Their parents, Wes and Olive (Guggisberg) Rowland, moved from Burns in 1946, but family roots ran deep around Burns and Peabody, so much so that the family comes back on Memorial Day to decorate the graves of ancestors in six area cemeteries, including Dunkard. The sisters carry on the tradition annually.

“I don’t know what year it was, but we were in the ’51 Ford, and when we got out there it was raining, and we wound up eating our picnic lunch in the car while it rained,” Rees said. “I’m not sure how we got out of there. There evidently was more gravel on the road then than there is today. It looks like it hasn’t seen any gravel in a hundred years.”

Guessing what the weather would be was an integral part of trip planning, Robison said.

“When we were trying to figure out what day we were going to come, we asked, ‘Is it going to rain or not going to rain?” Robison said. “We tried to work it out so we could get to the Dunkard Cemetery if we possibly could.”

Getting there in the rain Saturday wasn’t possible. After stops at Ebenezer Methodist, Pleasant Center, and Doyle Valley cemeteries, they found the final stretch of Kanza Rd. to Dunkard Cemetery impassable.

However, they could get to the farm home of Evan Yoder of Peabody. Yoder knows Dunkard Cemetery, too; he has relatives buried there, and it’s one of three he mows.

He met Robison several years ago, and they walked the cemetery together, sharing what they knew about their relatives and the church that once stood there.

“I always wondered who was leaving flowers there, because there were always flowers on about three graves,” Yoder said.

He knew of the sisters’ annual trek, and said he wondered Saturday what they would do. He wasn’t home when the sisters stopped by Saturday, but he found flowers and a note waiting for him when he returned.

“I’ll be glad to take them out there, when I can get out there,” he said.

The sisters, accompanied this year by Rees’s daughter, Gwen Spade, and her children Rees, 8, and Cooper, 5, next went to Prairie Lawn and Marion cemeteries to round out the Marion County portion of their trip. They made a stop in Admire before returning to Emporia.

The trips often bring surprises and raise questions, like one they encountered Saturday at Doyle Valley while decorating Manahan family graves.
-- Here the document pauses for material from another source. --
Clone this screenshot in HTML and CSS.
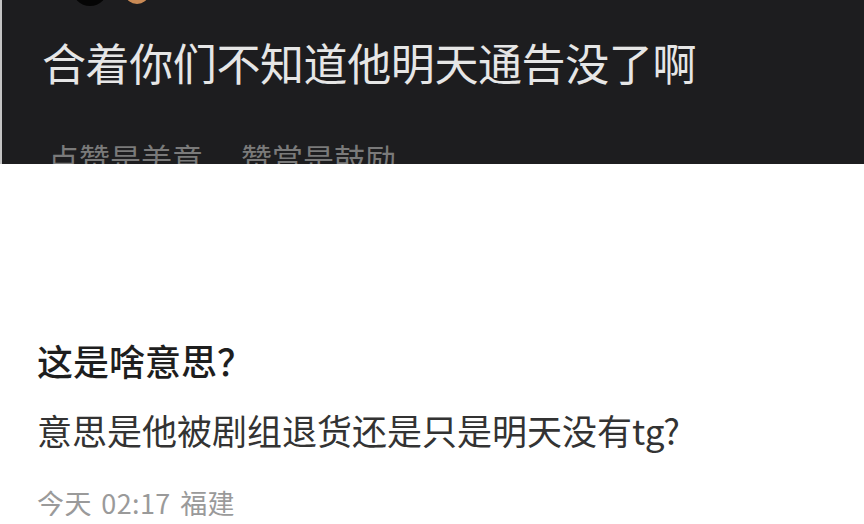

“Some of the graves we put flowers on already had flowers on them,” Robison said. “They were planted marigolds and fresh flowers from the garden, so we feel like it has to be somebody who lives in this area. It’s the branch of the family we knew very little about when we started this. We’re hoping we’ll make a connection.”

The trip also introduced Rees and Cooper to family history. Robison has a scrapbook of pictures and memorabilia of family ancestors which they looked at between stops, and the boys took turns decorating graves.

“I came along on this trip because I wanted to see all the headstones of my ancestors,” Rees said. “It was fun, and I liked the whole trip.”